WRITTEN REQUEST: Could you write out the records below exactly as they appear, leaving out any pictures?

Code that builds pages

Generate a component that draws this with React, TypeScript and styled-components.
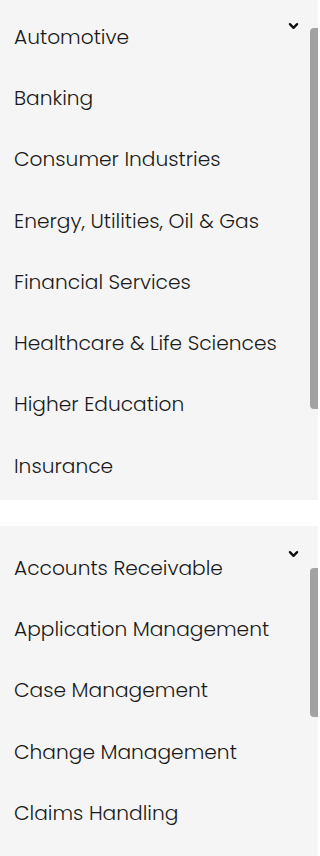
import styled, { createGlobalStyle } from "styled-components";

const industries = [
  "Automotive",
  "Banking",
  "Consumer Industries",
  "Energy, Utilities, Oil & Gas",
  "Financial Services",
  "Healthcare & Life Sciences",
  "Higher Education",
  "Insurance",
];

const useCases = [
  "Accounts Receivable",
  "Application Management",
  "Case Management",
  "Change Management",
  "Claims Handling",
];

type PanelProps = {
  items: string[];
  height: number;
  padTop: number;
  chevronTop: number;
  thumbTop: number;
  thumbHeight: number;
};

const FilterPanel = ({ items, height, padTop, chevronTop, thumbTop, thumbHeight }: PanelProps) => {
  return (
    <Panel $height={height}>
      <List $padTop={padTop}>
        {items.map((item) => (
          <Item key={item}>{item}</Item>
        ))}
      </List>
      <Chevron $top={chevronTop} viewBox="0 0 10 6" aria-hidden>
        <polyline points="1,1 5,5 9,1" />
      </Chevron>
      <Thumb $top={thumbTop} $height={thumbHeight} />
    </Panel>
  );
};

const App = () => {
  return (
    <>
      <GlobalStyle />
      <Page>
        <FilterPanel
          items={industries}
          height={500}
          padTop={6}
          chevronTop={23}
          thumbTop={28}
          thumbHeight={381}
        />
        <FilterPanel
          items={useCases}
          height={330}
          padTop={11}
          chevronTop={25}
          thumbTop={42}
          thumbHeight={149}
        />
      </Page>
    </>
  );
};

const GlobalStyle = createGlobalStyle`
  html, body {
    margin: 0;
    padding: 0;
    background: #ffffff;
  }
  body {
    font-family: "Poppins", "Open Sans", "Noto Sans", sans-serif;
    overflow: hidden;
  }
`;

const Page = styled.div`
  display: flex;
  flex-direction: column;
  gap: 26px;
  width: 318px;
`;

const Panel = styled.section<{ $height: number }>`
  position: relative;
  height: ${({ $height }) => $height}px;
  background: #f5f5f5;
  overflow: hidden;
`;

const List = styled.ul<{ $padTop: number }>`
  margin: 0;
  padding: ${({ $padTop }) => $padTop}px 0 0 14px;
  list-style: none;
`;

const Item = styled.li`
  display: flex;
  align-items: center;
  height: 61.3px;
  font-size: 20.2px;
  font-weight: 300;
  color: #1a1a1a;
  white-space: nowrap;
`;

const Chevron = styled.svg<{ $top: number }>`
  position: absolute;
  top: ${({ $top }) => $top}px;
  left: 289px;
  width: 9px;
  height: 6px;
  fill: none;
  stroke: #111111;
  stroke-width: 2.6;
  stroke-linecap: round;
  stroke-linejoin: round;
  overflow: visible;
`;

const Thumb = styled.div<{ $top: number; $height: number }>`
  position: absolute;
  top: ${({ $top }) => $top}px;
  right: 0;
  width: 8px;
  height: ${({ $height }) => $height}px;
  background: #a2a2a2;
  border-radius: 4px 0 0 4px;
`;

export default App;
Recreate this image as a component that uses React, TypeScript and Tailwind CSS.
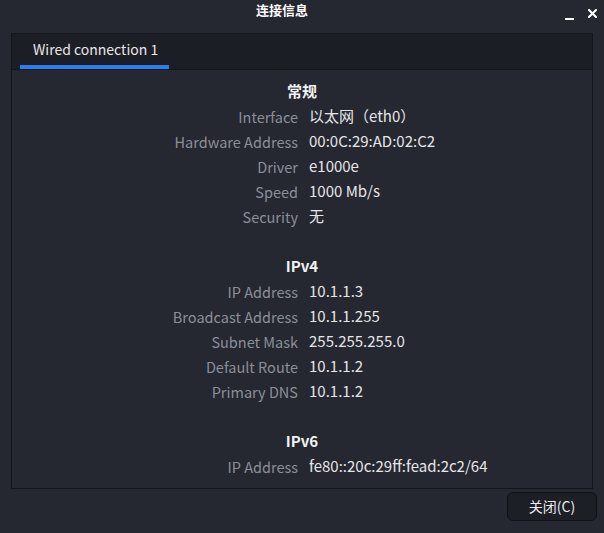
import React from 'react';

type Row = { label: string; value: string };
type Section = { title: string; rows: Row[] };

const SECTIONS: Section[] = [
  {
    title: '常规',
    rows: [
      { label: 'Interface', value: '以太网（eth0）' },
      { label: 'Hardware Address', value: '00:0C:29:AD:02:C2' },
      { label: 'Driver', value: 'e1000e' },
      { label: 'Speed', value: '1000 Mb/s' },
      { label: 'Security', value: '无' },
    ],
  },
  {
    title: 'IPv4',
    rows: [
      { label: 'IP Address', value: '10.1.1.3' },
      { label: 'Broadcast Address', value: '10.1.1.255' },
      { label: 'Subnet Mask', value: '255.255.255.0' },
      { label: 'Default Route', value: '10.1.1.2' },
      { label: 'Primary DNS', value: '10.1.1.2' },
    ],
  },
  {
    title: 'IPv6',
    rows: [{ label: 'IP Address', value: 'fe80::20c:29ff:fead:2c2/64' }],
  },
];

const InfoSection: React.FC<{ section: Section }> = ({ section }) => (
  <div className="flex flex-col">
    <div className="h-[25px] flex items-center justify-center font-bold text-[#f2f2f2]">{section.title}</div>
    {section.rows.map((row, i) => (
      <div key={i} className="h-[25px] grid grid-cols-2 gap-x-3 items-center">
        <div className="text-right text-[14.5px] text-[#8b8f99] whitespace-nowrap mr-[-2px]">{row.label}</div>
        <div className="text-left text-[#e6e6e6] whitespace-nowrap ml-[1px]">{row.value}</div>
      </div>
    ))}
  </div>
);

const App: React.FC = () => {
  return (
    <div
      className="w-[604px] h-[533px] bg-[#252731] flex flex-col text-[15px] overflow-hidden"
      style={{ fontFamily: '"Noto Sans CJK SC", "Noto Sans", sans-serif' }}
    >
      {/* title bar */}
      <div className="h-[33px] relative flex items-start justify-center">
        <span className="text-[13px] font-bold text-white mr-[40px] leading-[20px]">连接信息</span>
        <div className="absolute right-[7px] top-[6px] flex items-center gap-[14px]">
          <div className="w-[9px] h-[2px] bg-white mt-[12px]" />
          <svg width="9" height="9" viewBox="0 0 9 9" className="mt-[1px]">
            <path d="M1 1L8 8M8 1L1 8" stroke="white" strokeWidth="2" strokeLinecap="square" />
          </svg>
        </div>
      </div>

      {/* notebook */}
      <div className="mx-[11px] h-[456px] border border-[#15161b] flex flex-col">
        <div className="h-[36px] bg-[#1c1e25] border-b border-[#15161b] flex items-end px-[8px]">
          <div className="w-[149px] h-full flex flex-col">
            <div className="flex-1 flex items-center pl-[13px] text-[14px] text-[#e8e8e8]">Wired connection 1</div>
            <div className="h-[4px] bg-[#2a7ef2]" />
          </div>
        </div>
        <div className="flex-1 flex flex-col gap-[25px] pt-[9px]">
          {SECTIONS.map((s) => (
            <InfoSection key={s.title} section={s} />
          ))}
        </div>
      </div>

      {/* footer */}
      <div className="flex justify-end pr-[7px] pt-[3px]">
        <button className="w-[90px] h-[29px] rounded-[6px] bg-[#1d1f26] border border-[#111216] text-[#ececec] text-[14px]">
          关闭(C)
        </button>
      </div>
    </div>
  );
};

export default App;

RESPONSE TO THIS EXERCISE:
Generate a component that draws this with React, TypeScript and styled-components.
import styled, { createGlobalStyle } from "styled-components";

const industries = [
  "Automotive",
  "Banking",
  "Consumer Industries",
  "Energy, Utilities, Oil & Gas",
  "Financial Services",
  "Healthcare & Life Sciences",
  "Higher Education",
  "Insurance",
];

const useCases = [
  "Accounts Receivable",
  "Application Management",
  "Case Management",
  "Change Management",
  "Claims Handling",
];

type PanelProps = {
  items: string[];
  height: number;
  padTop: number;
  chevronTop: number;
  thumbTop: number;
  thumbHeight: number;
};

const FilterPanel = ({ items, height, padTop, chevronTop, thumbTop, thumbHeight }: PanelProps) => {
  return (
    <Panel $height={height}>
      <List $padTop={padTop}>
        {items.map((item) => (
          <Item key={item}>{item}</Item>
        ))}
      </List>
      <Chevron $top={chevronTop} viewBox="0 0 10 6" aria-hidden>
        <polyline points="1,1 5,5 9,1" />
      </Chevron>
      <Thumb $top={thumbTop} $height={thumbHeight} />
    </Panel>
  );
};

const App = () => {
  return (
    <>
      <GlobalStyle />
      <Page>
        <FilterPanel
          items={industries}
          height={500}
          padTop={6}
          chevronTop={23}
          thumbTop={28}
          thumbHeight={381}
        />
        <FilterPanel
          items={useCases}
          height={330}
          padTop={11}
          chevronTop={25}
          thumbTop={42}
          thumbHeight={149}
        />
      </Page>
    </>
  );
};

const GlobalStyle = createGlobalStyle`
  html, body {
    margin: 0;
    padding: 0;
    background: #ffffff;
  }
  body {
    font-family: "Poppins", "Open Sans", "Noto Sans", sans-serif;
    overflow: hidden;
  }
`;

const Page = styled.div`
  display: flex;
  flex-direction: column;
  gap: 26px;
  width: 318px;
`;

const Panel = styled.section<{ $height: number }>`
  position: relative;
  height: ${({ $height }) => $height}px;
  background: #f5f5f5;
  overflow: hidden;
`;

const List = styled.ul<{ $padTop: number }>`
  margin: 0;
  padding: ${({ $padTop }) => $padTop}px 0 0 14px;
  list-style: none;
`;

const Item = styled.li`
  display: flex;
  align-items: center;
  height: 61.3px;
  font-size: 20.2px;
  font-weight: 300;
  color: #1a1a1a;
  white-space: nowrap;
`;

const Chevron = styled.svg<{ $top: number }>`
  position: absolute;
  top: ${({ $top }) => $top}px;
  left: 289px;
  width: 9px;
  height: 6px;
  fill: none;
  stroke: #111111;
  stroke-width: 2.6;
  stroke-linecap: round;
  stroke-linejoin: round;
  overflow: visible;
`;

const Thumb = styled.div<{ $top: number; $height: number }>`
  position: absolute;
  top: ${({ $top }) => $top}px;
  right: 0;
  width: 8px;
  height: ${({ $height }) => $height}px;
  background: #a2a2a2;
  border-radius: 4px 0 0 4px;
`;

export default App;
Recreate this image as a component that uses React, TypeScript and Tailwind CSS.
import React from 'react';

type Row = { label: string; value: string };
type Section = { title: string; rows: Row[] };

const SECTIONS: Section[] = [
  {
    title: '常规',
    rows: [
      { label: 'Interface', value: '以太网（eth0）' },
      { label: 'Hardware Address', value: '00:0C:29:AD:02:C2' },
      { label: 'Driver', value: 'e1000e' },
      { label: 'Speed', value: '1000 Mb/s' },
      { label: 'Security', value: '无' },
    ],
  },
  {
    title: 'IPv4',
    rows: [
      { label: 'IP Address', value: '10.1.1.3' },
      { label: 'Broadcast Address', value: '10.1.1.255' },
      { label: 'Subnet Mask', value: '255.255.255.0' },
      { label: 'Default Route', value: '10.1.1.2' },
      { label: 'Primary DNS', value: '10.1.1.2' },
    ],
  },
  {
    title: 'IPv6',
    rows: [{ label: 'IP Address', value: 'fe80::20c:29ff:fead:2c2/64' }],
  },
];

const InfoSection: React.FC<{ section: Section }> = ({ section }) => (
  <div className="flex flex-col">
    <div className="h-[25px] flex items-center justify-center font-bold text-[#f2f2f2]">{section.title}</div>
    {section.rows.map((row, i) => (
      <div key={i} className="h-[25px] grid grid-cols-2 gap-x-3 items-center">
        <div className="text-right text-[14.5px] text-[#8b8f99] whitespace-nowrap mr-[-2px]">{row.label}</div>
        <div className="text-left text-[#e6e6e6] whitespace-nowrap ml-[1px]">{row.value}</div>
      </div>
    ))}
  </div>
);

const App: React.FC = () => {
  return (
    <div
      className="w-[604px] h-[533px] bg-[#252731] flex flex-col text-[15px] overflow-hidden"
      style={{ fontFamily: '"Noto Sans CJK SC", "Noto Sans", sans-serif' }}
    >
      {/* title bar */}
      <div className="h-[33px] relative flex items-start justify-center">
        <span className="text-[13px] font-bold text-white mr-[40px] leading-[20px]">连接信息</span>
        <div className="absolute right-[7px] top-[6px] flex items-center gap-[14px]">
          <div className="w-[9px] h-[2px] bg-white mt-[12px]" />
          <svg width="9" height="9" viewBox="0 0 9 9" className="mt-[1px]">
            <path d="M1 1L8 8M8 1L1 8" stroke="white" strokeWidth="2" strokeLinecap="square" />
          </svg>
        </div>
      </div>

      {/* notebook */}
      <div className="mx-[11px] h-[456px] border border-[#15161b] flex flex-col">
        <div className="h-[36px] bg-[#1c1e25] border-b border-[#15161b] flex items-end px-[8px]">
          <div className="w-[149px] h-full flex flex-col">
            <div className="flex-1 flex items-center pl-[13px] text-[14px] text-[#e8e8e8]">Wired connection 1</div>
            <div className="h-[4px] bg-[#2a7ef2]" />
          </div>
        </div>
        <div className="flex-1 flex flex-col gap-[25px] pt-[9px]">
          {SECTIONS.map((s) => (
            <InfoSection key={s.title} section={s} />
          ))}
        </div>
      </div>

      {/* footer */}
      <div className="flex justify-end pr-[7px] pt-[3px]">
        <button className="w-[90px] h-[29px] rounded-[6px] bg-[#1d1f26] border border-[#111216] text-[#ececec] text-[14px]">
          关闭(C)
        </button>
      </div>
    </div>
  );
};

export default App;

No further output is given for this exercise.